Une des difficultés du métier est d'accepter sa propre évolution et parfois de savoir dire stop. Avec des clients, j'ai fait le "Cho Oyu" ou le "Mallory" à ski dans la face nord de l'aiguille du Midi. Aujourd'hui je n'irai plus. Je crois que c'est une force de savoir renoncer, de savoir s'adapter."
Il y a aussi peut être l’idée d’avoir plusieurs cordes à son arc, comme tu disais ?
"Justement, une autre de mes chances est aussi d'avoir pu exercer d'autres activités que le métier de guide traditionnel; c'est peut être du à une certaine curiosité : entraineur du club escalade, pendant sept ans prof. à l'ENSA, sept ans comme directeur technique de la Chamoniarde (société de secours de Chamonix). J'ai une aussi une grande passion : la photo. Elle me permet de redécouvrir la montagne, les courses et je vois tout cet environnement différemment. C'est un autre regard !"

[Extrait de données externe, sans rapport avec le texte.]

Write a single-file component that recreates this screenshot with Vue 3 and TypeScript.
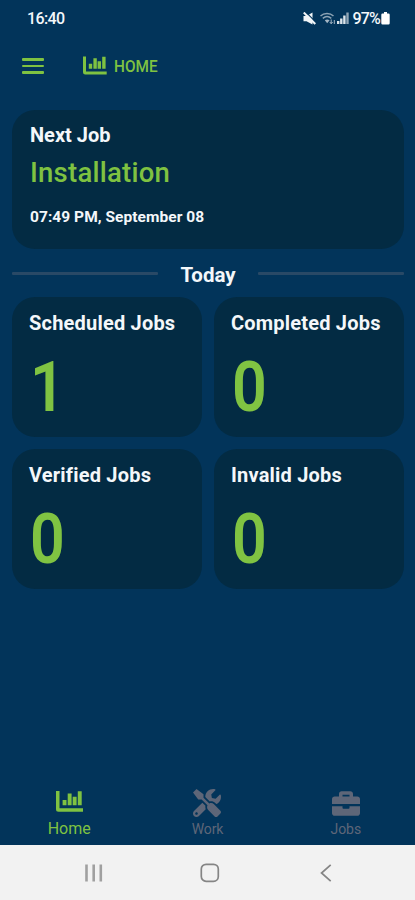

Peux-tu nous parler de la Compagnie des Guides de Chamonix ?
"Je suis président de la Compagnie des Guides de Chamonix depuis janvier 2012. Elle compte 265 membres guides et accompagnateurs dont 165 guides actifs et une quarantaine de guides honoraires. Aujourd'hui cela représente, entre les clients "perso" des membres et le travail distribué chaque année 17000 journées terrain. Je crois qu'on peut parler de vraie expertise. Mes prédécesseurs ont fait un gros travail; ils ont laissé une structure saine développée. Avec le comité directeur, à nous de poursuivre."
Quels sont les enjeux pour la Compagnie aujourd'hui ?
"On doit allier la tradition avec la modernité. C'est à dire lier notre histoire, notre savoir faire et les attentes de la clientèle. Bien sûr l'alpinisme est essentiel, mais la demande est beaucoup plus large : escalade, canyon, via ferrata, des stages multiactivités… On voit aussi une attente pour des nouvelles pratiques : Chamonix Zermatt Speed en trois jours ou des ascensions d'été en formule, elle aussi, speed ! On a aussi un rôle dans la transmission des techniques et des savoirs. Nous avons un stage de prépa. à l'aspirant guide; nous allons certainement creuser plus cette piste. Je me souviens qu'un jour, avec un client, j'étais malade. J'étais content que mon client soit un minimum autonome; il m'a réellement aidé. Nous devons aussi, par exemple, nous poser la question de l'accès à la montagne pour des gens qui parfois ne connaissent que la structure artificielle d'escalade (SAE): comment passer de la "grimpe citadine" à la haute montagne ?
La montagne est plurielle et la Compagnie d'aujourd'hui se doit de l'être aussi. De l'accompagnateur passionné du milieu naturel au jeune guide surdoué rêvant de "Walker avec client" en passant par "l'ancien" et son expérience unique, chaque membre doit pouvoir trouver sa place dans la structure. C'est ça notre richesse, notre force !"
Comment s'est établi le partenariat avec Petzl ?
En terme de partenariat, nous choisissons des entreprises qui correspondent à nos valeurs. Avec Petzl, la Compagnie avait déjà un partenariat commercial. Aujourd'hui, nous souhaitons aller plus loin dans la mise en relation de compétences, d'expertise, de développement de projets communs. Un exemple avec des stages co-brandés pour l'alpinisme...
Sur un plan personnel, j'aime bien le regard et la franchise de Paul Petzl. Les choses se font à la montagnarde. La poignée de main est solide. Je connais plusieurs membres de l'entreprise, avec qui j'ai vécu des aventures en montagne : Erwan Lelann, Sam Beaugey.
Les produits, bien sûr, je les connais presque tous. Seul certains noms m'échappent et je ne dois pas être le seul non ? Vous les trouvez où ces noms d’ailleurs ? (rires). Par contre une chose est certaine avec Petzl, quand le "matos" sort dans le commerce, on peut compter dessus, il est "testé et approuvé" et c'est le plus important.
En montagne il y a beaucoup de facteurs aléatoires alors tout ce que l'on peut gérer facilement il faut le faire. Avoir le bon matériel est primordial. Là, je pense aux casques, le METEOR, le SIROCCO. Parmi mes premiers produits Petzl, il y a eu les crampons BLACK ICE. Ils ne m'ont jamais lâché.
Bref je suis sûr que nous avons beaucoup de projets à mener ensemble. À suivre !"
Un petit mot de conclusion ?
"À chaque fois que je suis sur un sommet je me sens toujours aussi petit face à l'immensité de la montagne, mais quand j'en redescends, je me sens chaque fois un peu grandi."